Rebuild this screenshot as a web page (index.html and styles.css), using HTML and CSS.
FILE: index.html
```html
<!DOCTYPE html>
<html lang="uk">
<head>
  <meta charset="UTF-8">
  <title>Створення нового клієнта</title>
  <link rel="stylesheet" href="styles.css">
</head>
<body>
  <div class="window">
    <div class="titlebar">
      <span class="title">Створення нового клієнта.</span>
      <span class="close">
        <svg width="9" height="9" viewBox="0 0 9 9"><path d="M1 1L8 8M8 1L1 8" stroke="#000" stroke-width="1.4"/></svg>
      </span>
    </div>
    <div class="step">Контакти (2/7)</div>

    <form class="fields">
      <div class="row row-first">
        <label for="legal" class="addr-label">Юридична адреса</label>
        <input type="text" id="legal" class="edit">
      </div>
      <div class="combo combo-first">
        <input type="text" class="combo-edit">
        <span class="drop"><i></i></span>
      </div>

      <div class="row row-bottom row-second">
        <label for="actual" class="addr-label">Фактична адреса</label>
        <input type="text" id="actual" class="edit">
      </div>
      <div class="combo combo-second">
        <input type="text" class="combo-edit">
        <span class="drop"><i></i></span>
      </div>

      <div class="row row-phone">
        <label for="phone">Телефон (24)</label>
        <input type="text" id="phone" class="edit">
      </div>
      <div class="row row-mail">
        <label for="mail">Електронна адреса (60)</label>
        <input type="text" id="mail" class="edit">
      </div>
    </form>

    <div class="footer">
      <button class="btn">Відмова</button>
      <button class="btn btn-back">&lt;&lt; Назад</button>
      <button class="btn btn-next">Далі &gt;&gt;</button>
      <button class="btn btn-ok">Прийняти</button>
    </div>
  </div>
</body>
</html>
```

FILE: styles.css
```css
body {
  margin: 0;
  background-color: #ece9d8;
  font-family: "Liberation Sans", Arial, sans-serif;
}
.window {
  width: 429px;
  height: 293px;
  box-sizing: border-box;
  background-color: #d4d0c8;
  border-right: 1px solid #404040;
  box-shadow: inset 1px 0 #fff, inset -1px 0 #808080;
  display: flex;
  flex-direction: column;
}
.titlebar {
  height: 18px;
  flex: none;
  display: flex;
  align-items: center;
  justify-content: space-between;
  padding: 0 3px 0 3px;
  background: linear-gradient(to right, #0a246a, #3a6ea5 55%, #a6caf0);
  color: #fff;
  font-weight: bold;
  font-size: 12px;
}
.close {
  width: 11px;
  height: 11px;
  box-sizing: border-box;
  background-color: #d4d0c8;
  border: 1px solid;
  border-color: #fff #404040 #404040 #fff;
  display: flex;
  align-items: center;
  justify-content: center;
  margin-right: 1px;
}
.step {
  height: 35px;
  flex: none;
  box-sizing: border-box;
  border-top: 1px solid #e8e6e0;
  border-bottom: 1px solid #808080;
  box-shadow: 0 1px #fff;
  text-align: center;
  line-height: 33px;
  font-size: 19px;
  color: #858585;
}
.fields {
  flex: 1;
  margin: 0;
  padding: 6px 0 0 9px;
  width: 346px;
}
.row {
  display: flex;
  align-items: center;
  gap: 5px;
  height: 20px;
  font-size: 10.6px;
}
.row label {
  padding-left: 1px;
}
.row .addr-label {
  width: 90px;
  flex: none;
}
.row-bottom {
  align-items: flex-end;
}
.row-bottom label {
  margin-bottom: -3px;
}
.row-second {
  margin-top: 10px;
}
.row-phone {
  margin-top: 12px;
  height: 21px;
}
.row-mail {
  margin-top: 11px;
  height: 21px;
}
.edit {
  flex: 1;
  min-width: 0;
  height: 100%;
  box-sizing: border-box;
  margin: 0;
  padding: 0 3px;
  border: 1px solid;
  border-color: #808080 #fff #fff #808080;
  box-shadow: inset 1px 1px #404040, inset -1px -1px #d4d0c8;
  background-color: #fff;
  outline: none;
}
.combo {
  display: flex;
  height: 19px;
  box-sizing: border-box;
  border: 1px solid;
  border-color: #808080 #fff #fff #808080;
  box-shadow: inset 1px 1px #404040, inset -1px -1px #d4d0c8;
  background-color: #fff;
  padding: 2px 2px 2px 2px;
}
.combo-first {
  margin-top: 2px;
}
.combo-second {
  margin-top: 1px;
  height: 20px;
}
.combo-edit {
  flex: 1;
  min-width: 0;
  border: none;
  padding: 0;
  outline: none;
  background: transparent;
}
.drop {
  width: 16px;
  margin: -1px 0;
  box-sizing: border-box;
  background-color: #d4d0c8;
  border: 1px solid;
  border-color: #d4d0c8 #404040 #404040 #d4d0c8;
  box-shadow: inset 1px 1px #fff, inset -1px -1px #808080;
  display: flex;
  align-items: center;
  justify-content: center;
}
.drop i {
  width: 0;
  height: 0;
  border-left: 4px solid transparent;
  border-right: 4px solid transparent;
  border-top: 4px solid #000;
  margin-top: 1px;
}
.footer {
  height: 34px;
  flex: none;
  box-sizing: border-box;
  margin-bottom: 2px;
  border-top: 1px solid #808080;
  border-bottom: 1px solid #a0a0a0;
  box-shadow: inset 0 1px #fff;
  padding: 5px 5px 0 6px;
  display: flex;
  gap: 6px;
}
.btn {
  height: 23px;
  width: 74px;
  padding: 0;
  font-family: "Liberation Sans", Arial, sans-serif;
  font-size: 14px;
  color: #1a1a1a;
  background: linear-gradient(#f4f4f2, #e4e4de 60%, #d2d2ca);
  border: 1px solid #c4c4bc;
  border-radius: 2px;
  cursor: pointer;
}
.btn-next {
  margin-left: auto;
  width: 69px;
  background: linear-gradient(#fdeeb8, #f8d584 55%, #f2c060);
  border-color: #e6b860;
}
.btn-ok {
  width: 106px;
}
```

====

* **Your instructions**
Each line of the listing above should be output exactly.

* **Response below**
Rebuild this screenshot as a web page (index.html and styles.css), using HTML and CSS.
FILE: index.html
```html
<!DOCTYPE html>
<html lang="uk">
<head>
  <meta charset="UTF-8">
  <title>Створення нового клієнта</title>
  <link rel="stylesheet" href="styles.css">
</head>
<body>
  <div class="window">
    <div class="titlebar">
      <span class="title">Створення нового клієнта.</span>
      <span class="close">
        <svg width="9" height="9" viewBox="0 0 9 9"><path d="M1 1L8 8M8 1L1 8" stroke="#000" stroke-width="1.4"/></svg>
      </span>
    </div>
    <div class="step">Контакти (2/7)</div>

    <form class="fields">
      <div class="row row-first">
        <label for="legal" class="addr-label">Юридична адреса</label>
        <input type="text" id="legal" class="edit">
      </div>
      <div class="combo combo-first">
        <input type="text" class="combo-edit">
        <span class="drop"><i></i></span>
      </div>

      <div class="row row-bottom row-second">
        <label for="actual" class="addr-label">Фактична адреса</label>
        <input type="text" id="actual" class="edit">
      </div>
      <div class="combo combo-second">
        <input type="text" class="combo-edit">
        <span class="drop"><i></i></span>
      </div>

      <div class="row row-phone">
        <label for="phone">Телефон (24)</label>
        <input type="text" id="phone" class="edit">
      </div>
      <div class="row row-mail">
        <label for="mail">Електронна адреса (60)</label>
        <input type="text" id="mail" class="edit">
      </div>
    </form>

    <div class="footer">
      <button class="btn">Відмова</button>
      <button class="btn btn-back">&lt;&lt; Назад</button>
      <button class="btn btn-next">Далі &gt;&gt;</button>
      <button class="btn btn-ok">Прийняти</button>
    </div>
  </div>
</body>
</html>
```

FILE: styles.css
```css
body {
  margin: 0;
  background-color: #ece9d8;
  font-family: "Liberation Sans", Arial, sans-serif;
}
.window {
  width: 429px;
  height: 293px;
  box-sizing: border-box;
  background-color: #d4d0c8;
  border-right: 1px solid #404040;
  box-shadow: inset 1px 0 #fff, inset -1px 0 #808080;
  display: flex;
  flex-direction: column;
}
.titlebar {
  height: 18px;
  flex: none;
  display: flex;
  align-items: center;
  justify-content: space-between;
  padding: 0 3px 0 3px;
  background: linear-gradient(to right, #0a246a, #3a6ea5 55%, #a6caf0);
  color: #fff;
  font-weight: bold;
  font-size: 12px;
}
.close {
  width: 11px;
  height: 11px;
  box-sizing: border-box;
  background-color: #d4d0c8;
  border: 1px solid;
  border-color: #fff #404040 #404040 #fff;
  display: flex;
  align-items: center;
  justify-content: center;
  margin-right: 1px;
}
.step {
  height: 35px;
  flex: none;
  box-sizing: border-box;
  border-top: 1px solid #e8e6e0;
  border-bottom: 1px solid #808080;
  box-shadow: 0 1px #fff;
  text-align: center;
  line-height: 33px;
  font-size: 19px;
  color: #858585;
}
.fields {
  flex: 1;
  margin: 0;
  padding: 6px 0 0 9px;
  width: 346px;
}
.row {
  display: flex;
  align-items: center;
  gap: 5px;
  height: 20px;
  font-size: 10.6px;
}
.row label {
  padding-left: 1px;
}
.row .addr-label {
  width: 90px;
  flex: none;
}
.row-bottom {
  align-items: flex-end;
}
.row-bottom label {
  margin-bottom: -3px;
}
.row-second {
  margin-top: 10px;
}
.row-phone {
  margin-top: 12px;
  height: 21px;
}
.row-mail {
  margin-top: 11px;
  height: 21px;
}
.edit {
  flex: 1;
  min-width: 0;
  height: 100%;
  box-sizing: border-box;
  margin: 0;
  padding: 0 3px;
  border: 1px solid;
  border-color: #808080 #fff #fff #808080;
  box-shadow: inset 1px 1px #404040, inset -1px -1px #d4d0c8;
  background-color: #fff;
  outline: none;
}
.combo {
  display: flex;
  height: 19px;
  box-sizing: border-box;
  border: 1px solid;
  border-color: #808080 #fff #fff #808080;
  box-shadow: inset 1px 1px #404040, inset -1px -1px #d4d0c8;
  background-color: #fff;
  padding: 2px 2px 2px 2px;
}
.combo-first {
  margin-top: 2px;
}
.combo-second {
  margin-top: 1px;
  height: 20px;
}
.combo-edit {
  flex: 1;
  min-width: 0;
  border: none;
  padding: 0;
  outline: none;
  background: transparent;
}
.drop {
  width: 16px;
  margin: -1px 0;
  box-sizing: border-box;
  background-color: #d4d0c8;
  border: 1px solid;
  border-color: #d4d0c8 #404040 #404040 #d4d0c8;
  box-shadow: inset 1px 1px #fff, inset -1px -1px #808080;
  display: flex;
  align-items: center;
  justify-content: center;
}
.drop i {
  width: 0;
  height: 0;
  border-left: 4px solid transparent;
  border-right: 4px solid transparent;
  border-top: 4px solid #000;
  margin-top: 1px;
}
.footer {
  height: 34px;
  flex: none;
  box-sizing: border-box;
  margin-bottom: 2px;
  border-top: 1px solid #808080;
  border-bottom: 1px solid #a0a0a0;
  box-shadow: inset 0 1px #fff;
  padding: 5px 5px 0 6px;
  display: flex;
  gap: 6px;
}
.btn {
  height: 23px;
  width: 74px;
  padding: 0;
  font-family: "Liberation Sans", Arial, sans-serif;
  font-size: 14px;
  color: #1a1a1a;
  background: linear-gradient(#f4f4f2, #e4e4de 60%, #d2d2ca);
  border: 1px solid #c4c4bc;
  border-radius: 2px;
  cursor: pointer;
}
.btn-next {
  margin-left: auto;
  width: 69px;
  background: linear-gradient(#fdeeb8, #f8d584 55%, #f2c060);
  border-color: #e6b860;
}
.btn-ok {
  width: 106px;
}
```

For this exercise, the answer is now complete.